3. Your state’s sales tax laws require it
Certain states require businesses to use accrual basis accounting when filing sales tax returns. Businesses located in these states must therefore take extra measures to ensure timely payments after sending invoices. Failing to do so could essentially result in paying sales taxes on money they haven’t received. Examples of such measures include an automated invoicing system or accounts receivable/invoice factoring.
Small Business Accounting Methods: More Options
Cash basis and accrual basis are easily the most popular accounting methods. But many small businesses have no legal requirement to use either option. Deviating from these two, however, creates significantly more work for the business owner (and their accountant).
With the Percentage of Completion method, the reported cost of a project depends on the expenses involved and the revenue it brings in. The Completed Contract method accounting postpones the reporting of expenses and income until the project is complete.
Lastly, High-Low accounting factors in fluctuations in the business’s total operating cost during fluctuations in the business’s output or productivity.
It’s also possible to use two different accounting methods for different purposes.
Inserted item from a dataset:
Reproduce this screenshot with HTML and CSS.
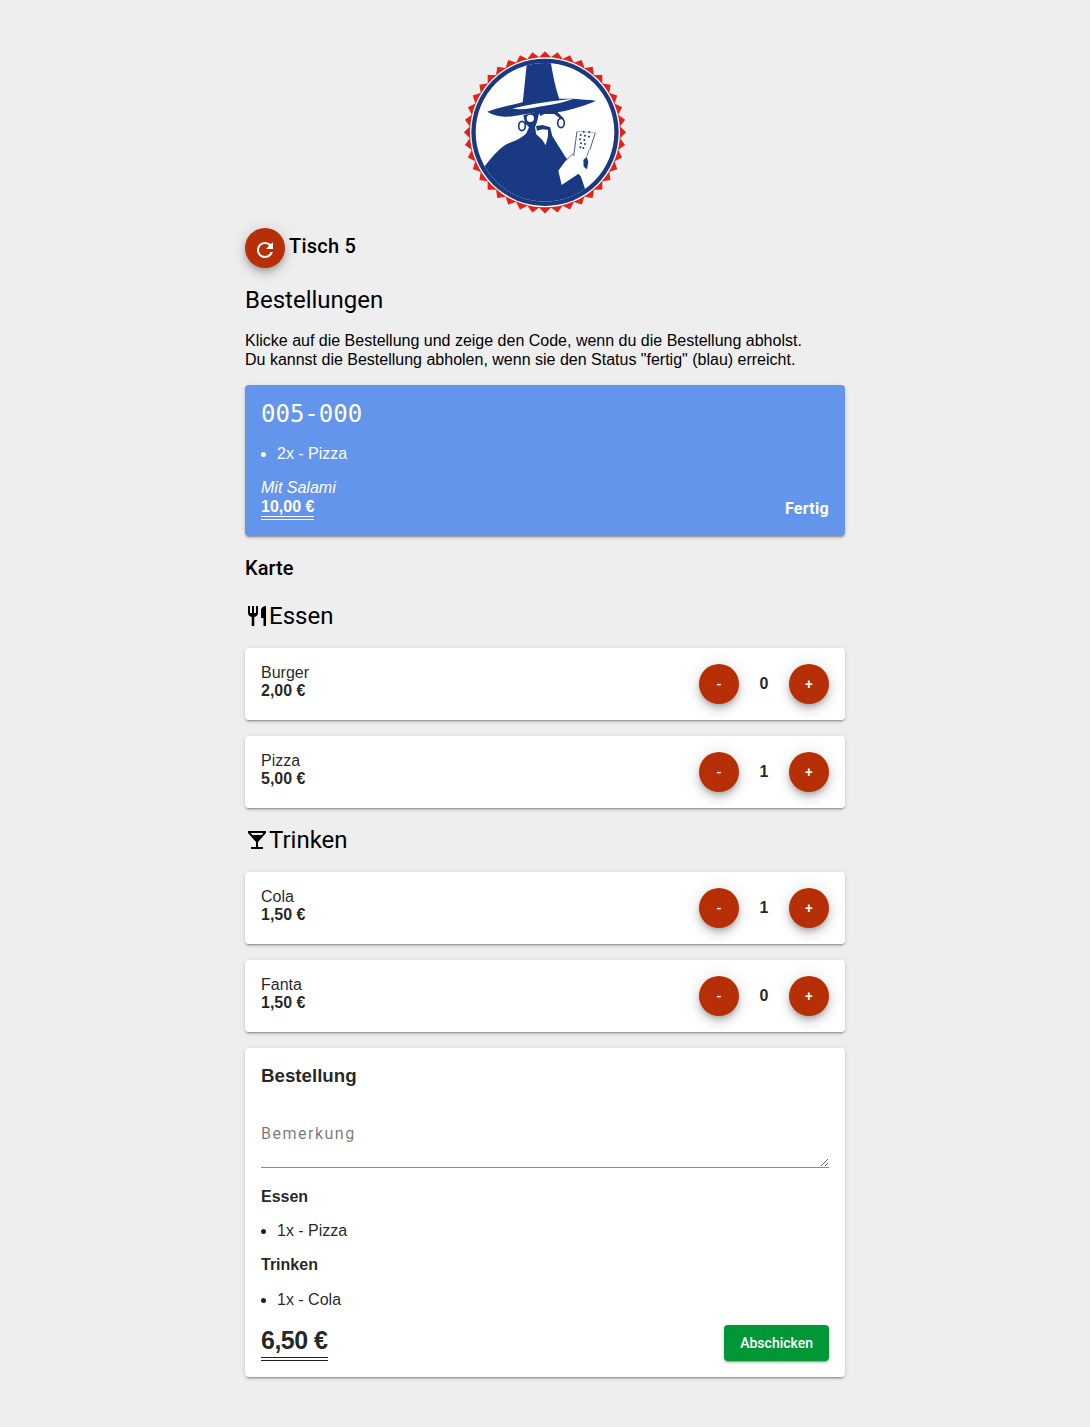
FILE: index.html
```html
<!DOCTYPE html>
<html lang="de">
<head>
<meta charset="utf-8">
<title>Tisch 5</title>
<link rel="stylesheet" href="styles.css">
</head>
<body>
<main class="page">
  <svg class="logo" viewBox="0 0 540 540" width="180" height="180" aria-label="Logo">
    <defs><clipPath id="inner"><circle cx="270" cy="277" r="208"/></clipPath></defs>
    <g class="red" transform="translate(270 277)">
      <rect x="-172" y="-172" width="344" height="344"/>
      <rect x="-172" y="-172" width="344" height="344" transform="rotate(9)"/>
      <rect x="-172" y="-172" width="344" height="344" transform="rotate(18)"/>
      <rect x="-172" y="-172" width="344" height="344" transform="rotate(27)"/>
      <rect x="-172" y="-172" width="344" height="344" transform="rotate(36)"/>
      <rect x="-172" y="-172" width="344" height="344" transform="rotate(45)"/>
      <rect x="-172" y="-172" width="344" height="344" transform="rotate(54)"/>
      <rect x="-172" y="-172" width="344" height="344" transform="rotate(63)"/>
      <rect x="-172" y="-172" width="344" height="344" transform="rotate(72)"/>
      <rect x="-172" y="-172" width="344" height="344" transform="rotate(81)"/>
    </g>
    <circle cx="270" cy="277" r="225" fill="#fff"/>
    <circle cx="270" cy="277" r="221" fill="#193a82"/>
    <circle cx="270" cy="277" r="208" fill="#fff"/>
    <g clip-path="url(#inner)" fill="#193a82">
      <path d="M88 380C115 345 140 316 165 308C190 300 205 288 215 280L240 280L252 290L262 300L272 316L279 288L292 288L312 320L332 352L378 410L390 446L392 520L60 520Z"/>
      <path d="M215 74C240 68 265 66 287 62C292 100 302 145 314 180L203 188C208 145 211 110 215 74Z"/>
      <path d="M97 215C125 204 165 196 205 186L312 176L355 176C378 178 400 179 423 182C395 195 350 210 305 217C285 220 265 216 245 216C210 222 175 231 150 230C130 229 110 224 97 215Z"/>
      <path d="M172 206C220 192 300 182 356 176C330 186 300 192 270 197C240 202 205 211 172 206Z" fill="#fff"/>
      <path d="M205 226L254 212L246 246L240 262L244 284L212 284L222 262L210 250Z"/>
      <path d="M250 214L305 214L327 236L318 238L298 222L268 222L256 228Z"/>
      <path d="M243 258L262 255L286 262L283 270L262 268L246 272Z"/>
      <path d="M279 268L286 264L292 288L279 296Z"/>
      <circle cx="226" cy="235" r="11" fill="#fff"/>
      <ellipse cx="201" cy="258" rx="10" ry="14" fill="#fff" stroke="#193a82" stroke-width="5"/>
      <ellipse cx="318" cy="249" rx="10" ry="14" fill="#fff" stroke="#193a82" stroke-width="5"/>
      <path d="M320 435L310 392L332 362L355 340L360 350L403 328L385 358L395 385L380 395L365 405Z" fill="#fff"/>
      <path d="M385 360L395 350L400 366L396 388L386 380Z"/>
      <path d="M355 340L332 362M403 328L395 350" fill="none" stroke="#193a82" stroke-width="2"/>
      <path d="M366 274L356 348M421 278L405 328" fill="none" stroke="#193a82" stroke-width="2.5"/>
      <path d="M366 274L421 278" fill="none" stroke="#193a82" stroke-width="1"/>
      <circle cx="386" cy="275" r="3"/><circle cx="403" cy="276" r="3"/>
      <circle cx="377" cy="285" r="3"/><circle cx="390" cy="287" r="3"/><circle cx="402" cy="290" r="3"/>
      <circle cx="375" cy="298" r="3"/><circle cx="388" cy="300" r="3"/><circle cx="378" cy="310" r="3"/>
      <circle cx="390" cy="312" r="3"/><circle cx="376" cy="322" r="3"/><circle cx="385" cy="324" r="3"/>
    </g>
  </svg>

  <div class="table-row">
    <button class="round refresh" type="button" aria-label="Aktualisieren">
      <svg class="icon" viewBox="0 0 24 24"><path d="M17.65 6.35C16.2 4.9 14.35 4 12 4c-4.42 0-7.99 3.58-7.99 8s3.57 8 7.99 8c3.73 0 6.84-2.55 7.73-6h-2.08c-.82 2.33-3.04 4-5.65 4-3.31 0-6-2.69-6-6s2.69-6 6-6c1.66 0 3.14.69 4.22 1.78L13 11h7V4l-2.35 2.35z"/></svg>
    </button>
    <h1 class="table-title">Tisch 5</h1>
  </div>

  <h2 class="heading">Bestellungen</h2>
  <p class="intro">Klicke auf die Bestellung und zeige den Code, wenn du die Bestellung abholst.<br>Du kannst die Bestellung abholen, wenn sie den Status "fertig" (blau) erreicht.</p>

  <section class="order-card">
    <div class="code">005-000</div>
    <ul class="list order-list"><li>2x - Pizza</li></ul>
    <div class="order-foot">
      <div>
        <div class="note">Mit Salami</div>
        <div class="order-price"><span class="double">10,00 €</span></div>
      </div>
      <div class="status">Fertig</div>
    </div>
  </section>

  <h2 class="menu-title">Karte</h2>

  <h2 class="heading category"><svg class="cat-icon" viewBox="0 0 24 24"><path d="M11 9H9V2H7v7H5V2H3v7c0 2.12 1.66 3.84 3.75 3.97V22h2.5v-9.03C11.34 12.84 13 11.12 13 9V2h-2v7zm5-3v8h2.5v8H21V2c-2.76 0-5 2.24-5 4z"/></svg>Essen</h2>

  <div class="card item">
    <div class="item-text">Burger<b class="item-price">2,00 €</b></div>
    <div class="controls"><button class="round" type="button">-</button><span class="count">0</span><button class="round" type="button">+</button></div>
  </div>
  <div class="card item">
    <div class="item-text">Pizza<b class="item-price">5,00 €</b></div>
    <div class="controls"><button class="round" type="button">-</button><span class="count">1</span><button class="round" type="button">+</button></div>
  </div>

  <h2 class="heading category"><svg class="cat-icon" viewBox="0 0 24 24"><path d="M21 5V3H3v2l8 9v5H6v2h12v-2h-5v-5l8-9zM7.43 7L5.66 5h12.69l-1.78 2H7.43z"/></svg>Trinken</h2>

  <div class="card item">
    <div class="item-text">Cola<b class="item-price">1,50 €</b></div>
    <div class="controls"><button class="round" type="button">-</button><span class="count">1</span><button class="round" type="button">+</button></div>
  </div>
  <div class="card item">
    <div class="item-text">Fanta<b class="item-price">1,50 €</b></div>
    <div class="controls"><button class="round" type="button">-</button><span class="count">0</span><button class="round" type="button">+</button></div>
  </div>

  <section class="card summary">
    <h3 class="summary-title">Bestellung</h3>
    <textarea class="remark" placeholder="Bemerkung"></textarea>
    <div class="group-title first">Essen</div>
    <ul class="list dark"><li>1x - Pizza</li></ul>
    <div class="group-title">Trinken</div>
    <ul class="list dark cola"><li>1x - Cola</li></ul>
    <div class="summary-foot">
      <span class="total double">6,50 €</span>
      <button class="send" type="button">Abschicken</button>
    </div>
  </section>
</main>
</body>
</html>
```
FILE: styles.css
```css
* { box-sizing: border-box; }

html, body { margin: 0; padding: 0; }

body {
  background: #eeeeee;
  color: #000;
  font-family: "Liberation Sans", Arial, sans-serif;
  font-size: 16px;
}

.page {
  width: 600px;
  margin: 0 auto;
  padding: 40px 0 50px;
}

.logo {
  display: block;
  margin: 0 auto;
}

.red { fill: #e2231a; }

.table-row {
  display: flex;
  margin-top: 8px;
}

.round {
  width: 40px;
  height: 40px;
  flex: none;
  display: flex;
  align-items: center;
  justify-content: center;
  padding: 0;
  border: 0;
  border-radius: 50%;
  background: #b72f06;
  color: #fff;
  font-family: Roboto, sans-serif;
  font-size: 14px;
  font-weight: 500;
  box-shadow: 0 3px 5px -1px rgba(0,0,0,.2), 0 6px 10px 0 rgba(0,0,0,.14), 0 1px 18px 0 rgba(0,0,0,.12);
}

.refresh { padding-top: 4px; }

.icon { width: 24px; height: 24px; fill: #fff; }

.table-title {
  margin: 0 0 0 4px;
  font-family: Roboto, sans-serif;
  font-size: 20px;
  font-weight: 500;
  letter-spacing: .25px;
  line-height: 36px;
}

.heading {
  margin: 16px 0 0;
  font-family: Roboto, sans-serif;
  font-size: 24px;
  font-weight: 400;
  line-height: 32px;
}

.intro {
  margin: 15px 0 16px;
  line-height: 19px;
}

.order-card {
  padding: 16px;
  border-radius: 4px;
  background: #6495ed;
  color: #fff;
  box-shadow: 0 3px 1px -2px rgba(0,0,0,.2), 0 2px 2px 0 rgba(0,0,0,.14), 0 1px 5px 0 rgba(0,0,0,.12);
}

.code {
  font-family: "DejaVu Sans Mono", monospace;
  font-size: 24px;
  line-height: 27px;
}

.list {
  margin: 16px 0;
  padding-left: 16px;
  line-height: 19px;
}

.order-list { margin-bottom: 15px; }

.order-foot {
  display: flex;
  justify-content: space-between;
  align-items: flex-end;
}

.note { font-style: italic; line-height: 19px; }

.order-price { font-weight: 700; line-height: 19px; }

.double {
  display: inline-block;
  border-bottom: 4px double currentColor;
}

.status {
  padding-bottom: 2px;
  font-family: Roboto, sans-serif;
  font-weight: 700;
  letter-spacing: .3px;
  line-height: 19px;
}

.menu-title {
  margin: 16px 0 0;
  font-family: Roboto, sans-serif;
  font-size: 20px;
  font-weight: 500;
  line-height: 32px;
}

.category {
  display: flex;
  align-items: center;
  margin-bottom: 16px;
}

.cat-icon { width: 24px; height: 24px; flex: none; }

.card {
  margin-bottom: 16px;
  padding: 16px;
  border-radius: 4px;
  background: #fff;
  color: rgba(0,0,0,.87);
  box-shadow: 0 3px 1px -2px rgba(0,0,0,.2), 0 2px 2px 0 rgba(0,0,0,.14), 0 1px 5px 0 rgba(0,0,0,.12);
}

.item {
  display: flex;
  justify-content: space-between;
  height: 72px;
}

.item-text { line-height: 18px; }

.item-price { display: block; }

.controls {
  display: flex;
  align-items: center;
}

.count {
  width: 50px;
  text-align: center;
  font-weight: 700;
}

.summary { margin-bottom: 0; }

.summary-title {
  margin: 0;
  font-size: 18.72px;
  line-height: 23px;
}

.remark {
  display: block;
  width: 100%;
  height: 66px;
  margin-top: 15px;
  padding: 20px 0 0;
  border: 0;
  border-bottom: 1px solid #8c8c8c;
  border-radius: 0;
  outline: 0;
  background: transparent;
  color: rgba(0,0,0,.87);
  font-family: Roboto, sans-serif;
  font-size: 16px;
  letter-spacing: 1.5px;
  line-height: 24px;
}

.remark::placeholder { color: rgba(0,0,0,.54); opacity: 1; }

.group-title {
  font-weight: 700;
  line-height: 18px;
}

.group-title.first { margin-top: 20px; }

.dark { line-height: 18px; color: rgba(0,0,0,.87); }

.cola { margin: 17px 0 16px; }

.summary-foot {
  display: flex;
  justify-content: space-between;
  align-items: flex-end;
}

.total {
  padding-bottom: 3px;
  font-size: 25px;
  font-weight: 700;
  letter-spacing: -.5px;
  line-height: 27px;
}

.send {
  height: 36px;
  padding: 0 16px;
  border: 0;
  border-radius: 4px;
  background: #009736;
  color: #fff;
  font-family: Roboto, sans-serif;
  font-size: 14px;
  font-weight: 500;
  box-shadow: 0 3px 1px -2px rgba(0,0,0,.2), 0 2px 2px 0 rgba(0,0,0,.14), 0 1px 5px 0 rgba(0,0,0,.12);
}
```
For example, you could use one method for producing financial statements and another for filing tax returns.
Choosing the Right Method for Your Small Business
You may have noticed that invoices are a recurring theme throughout this guide. This is because invoice-centric businesses likely have the toughest choice when it comes to accounting methods. At first, accrual basis seems like the logical choice because customers often pay later than the requested due date. Then again, there are plenty of ways to shorten these gaps in cash flow. In summary, the amount of time it usually takes for customers to pay you should dramatically impact your decision.
If you’re not sure which one makes the most sense for your business, there’s no harm in experimenting with both. Like any other important business decision, you might as well do whatever you can to achieve absolute certainty.